Jesus “Tecatito” Corona was the breakout star of the tournament, living up to every bit of his considerable hype and capping things with a goal in the final. He was so good that Carlos Vela, who finally returned to the Mexico team in the last year, wasn’t even missed. Meanwhile, Oribe Peralta continued his goal scoring ways, making the injury that kept Giovani dos Santos out of the knockout stages into an afterthought.
Andrés Guardado proved himself the captain and leader Mexico’s been searching for while establishing himself as the tournament’s best player. Not only did he take several outstanding penalties the referees kindly gifted Mexico, but he put together spectacular performance after spectacular performance on the wing. He finished with six goals, including a clinical volleyed finish in the final.
That only encompasses the attacking talent the team showed off. Hector Herrera, who has proven himself a terrific player for Porto in the Champions League, struggled, but Mexico just brought on Jesús Dueñas. Jonathan dos Santos was one of the tournament’s best midfielders, so El Tri never regretted leaving Juan Carlos Medina, Luis Montes and Marco Fabián off the roster.

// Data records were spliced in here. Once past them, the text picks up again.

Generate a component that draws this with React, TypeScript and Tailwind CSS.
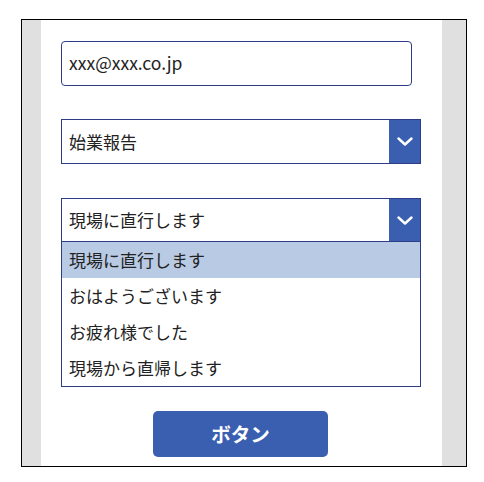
import { useState } from "react";

const font = { fontFamily: '"Noto Sans CJK JP", "Noto Sans", sans-serif' };

const Chevron = () => (
  <svg width="16" height="9" viewBox="0 0 16 9" fill="none">
    <path d="M1.5 1.5 L8 7.5 L14.5 1.5" stroke="white" strokeWidth="2.4" strokeLinecap="round" strokeLinejoin="round" />
  </svg>
);

const options = ["現場に直行します", "おはようございます", "お疲れ様でした", "現場から直帰します"];

export default function App() {
  const [selected, setSelected] = useState(0);

  return (
    <div className="w-[484px] h-[482px] bg-white pt-[19px] pl-[21px] text-[#222]" style={font}>
      <div className="w-[446px] h-[448px] border border-black flex">
        <div className="w-[19px] bg-[#e0e0e0]" />
        <div className="w-[401px] bg-white pl-[20px] pt-[21px] flex flex-col">
          <div className="w-[351px] h-[45px] border-[1.5px] border-[#2f3d86] rounded-[4px] flex items-center pl-[7px] text-[17.5px]">
            xxx@xxx.co.jp
          </div>

          <div className="mt-[33px] w-[360px] h-[45px] border border-[#2f3d86] flex">
            <div className="flex-1 flex items-center pl-[7px] text-[17px]">始業報告</div>
            <div className="w-[31px] bg-[#3a5fb0] flex items-center justify-center">
              <Chevron />
            </div>
          </div>

          <div className="mt-[34px] w-[360px]">
            <div className="h-[44px] border border-[#2f3d86] flex">
              <div className="flex-1 flex items-center pl-[7px] text-[17px]">{options[selected]}</div>
              <div className="w-[31px] bg-[#3a5fb0] flex items-center justify-center">
                <Chevron />
              </div>
            </div>
            <div className="border border-t-0 border-[#2f3d86] flex flex-col">
              {options.map((o, i) => (
                <div
                  key={o}
                  onClick={() => setSelected(i)}
                  className={`h-[36px] flex items-center pl-[7px] text-[17px] ${i === selected ? "bg-[#b9cbe4]" : "bg-white"}`}
                >
                  {o}
                </div>
              ))}
            </div>
          </div>

          <button className="mt-[24px] ml-[92px] w-[175px] h-[46px] rounded-[5px] bg-[#3a5fb0] text-white text-[19.5px] font-bold">
            ボタン
          </button>
        </div>
        <div className="flex-1 bg-[#e0e0e0]" />
      </div>
    </div>
  );
}
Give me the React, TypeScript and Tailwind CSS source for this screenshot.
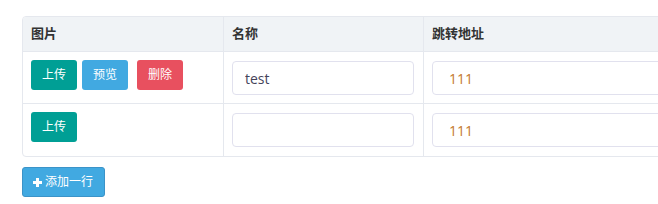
const rows = [
  { name: 'test', url: '111', uploaded: true },
  { name: '', url: '111', uploaded: false },
];

export default function App() {
  return (
    <div className="w-[658px] h-[204px] overflow-hidden bg-white pt-4 pl-[22px]" style={{ fontFamily: '"Open Sans", "Noto Sans CJK SC", sans-serif' }}>
      <div className="w-[720px] border border-[#e5e8ee] rounded-l-[4px] overflow-hidden">
        {/* Header */}
        <div className="flex h-[35px] bg-[#f0f3f6] border-b border-[#e5e8ee] text-[13px] font-bold text-[#333]">
          <div className="w-[201px] border-r border-[#e5e8ee] pl-[8px] flex items-center">图片</div>
          <div className="w-[200px] border-r border-[#e5e8ee] pl-[8px] flex items-center">名称</div>
          <div className="flex-1 pl-[8px] flex items-center">跳转地址</div>
        </div>

        {rows.map((row, i) => (
          <div key={i} className={`flex h-[52px] ${i < rows.length - 1 ? 'border-b border-[#e5e8ee]' : ''}`}>
            <div className="w-[201px] border-r border-[#e5e8ee] pl-[8px] pt-[8px] flex items-start">
              <button className="w-[46px] h-[30px] rounded-[3px] bg-[#009f95] text-white text-[12px]">上传</button>
              {row.uploaded && (
                <>
                  <button className="ml-[5px] w-[46px] h-[30px] rounded-[3px] bg-[#41a9e1] text-white text-[12px]">预览</button>
                  <button className="ml-[9px] w-[46px] h-[30px] rounded-[3px] bg-[#e8505f] text-white text-[12px]">删除</button>
                </>
              )}
            </div>
            <div className="w-[200px] border-r border-[#e5e8ee] pl-[8px] pt-[9px]">
              <input
                defaultValue={row.name}
                className="w-[182px] h-[34px] rounded-[4px] border border-[#e1e1ee] px-3 text-[14px] text-[#44445a] outline-none"
              />
            </div>
            <div className="flex-1 pl-[8px] pt-[9px]">
              <input
                defaultValue={row.url}
                className="w-[280px] h-[34px] rounded-[4px] border border-[#e1e1ee] pl-4 text-[14px] text-[#c4782c] outline-none"
              />
            </div>
          </div>
        ))}
      </div>

      <button className="mt-[10px] flex items-center gap-[3px] h-[30px] w-[83px] pl-[10px] rounded-[3px] bg-[#41a9e1] border border-[#3b93c8] text-white text-[12px]">
        <svg width="9" height="9" viewBox="0 0 9 9" fill="white">
          <rect x="3" y="0" width="3" height="9" />
          <rect x="0" y="3" width="9" height="3" />
        </svg>
        添加一行
      </button>
    </div>
  );
}
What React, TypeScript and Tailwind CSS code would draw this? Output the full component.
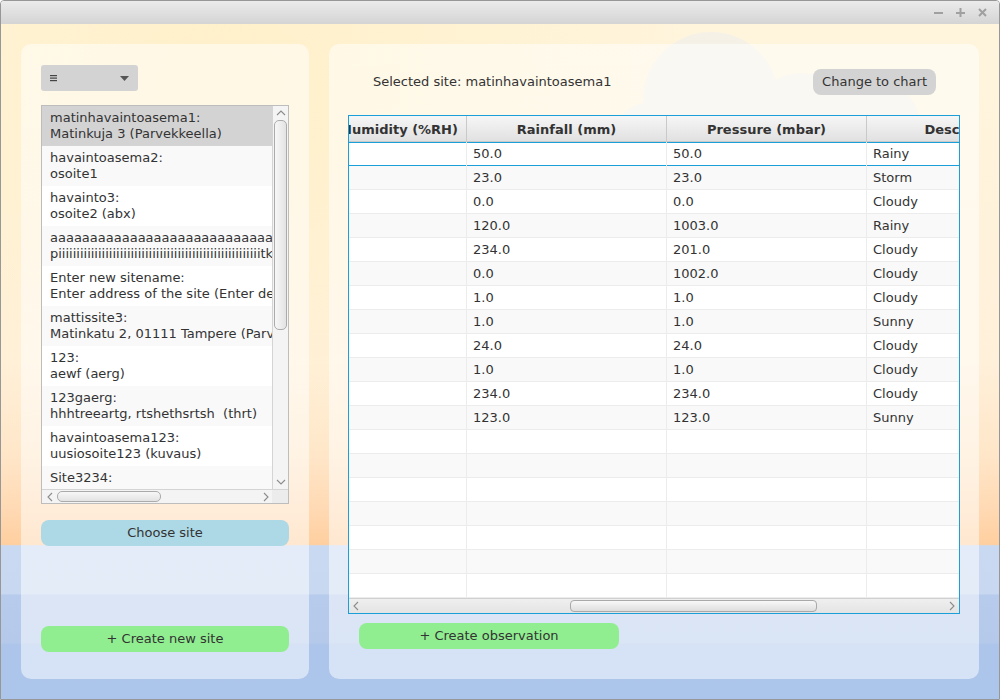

Diego Reyes was typically excellent at the back, Paul Aguilar was strong and Miguel Layún continued to show that he is one of the best and most versatile players in CONCACAF.
That Hector Moreno and Javier “Chicharito” Hernandez had to be scratched from the tournament with injuries didn’t keep Mexico from far outstripping the rest of the region in individual quality. It didn’t matter if it was up front, in the middle or at the back, the Gold Cup proved to be a showcase for Mexico’s enviable talent.
The question, then, is why Mexico struggled so much with such talent. Miguel Herrera’s going to have to find an answer, because it’s one thing to win the Gold Cup with the referees doing Mexico favors and when every game is essentially a home game, but it’s quite another to go on the road in World Cup qualifying and get results in Costa Rica, Honduras or a frigid Columbus Crew Stadium in the U.S. Just last cycle, Mexico ran roughshod over the 2011 Gold Cup and only just qualified for the 2014 World Cup.
World Cup qualifying, and Herrera’s performance, are a matter for this fall, though. Right now, Mexico is having a celebration, as well it should. El Tri are champions, and it’s thanks to that talent. That enviable, amazing and phenomenally deep talent.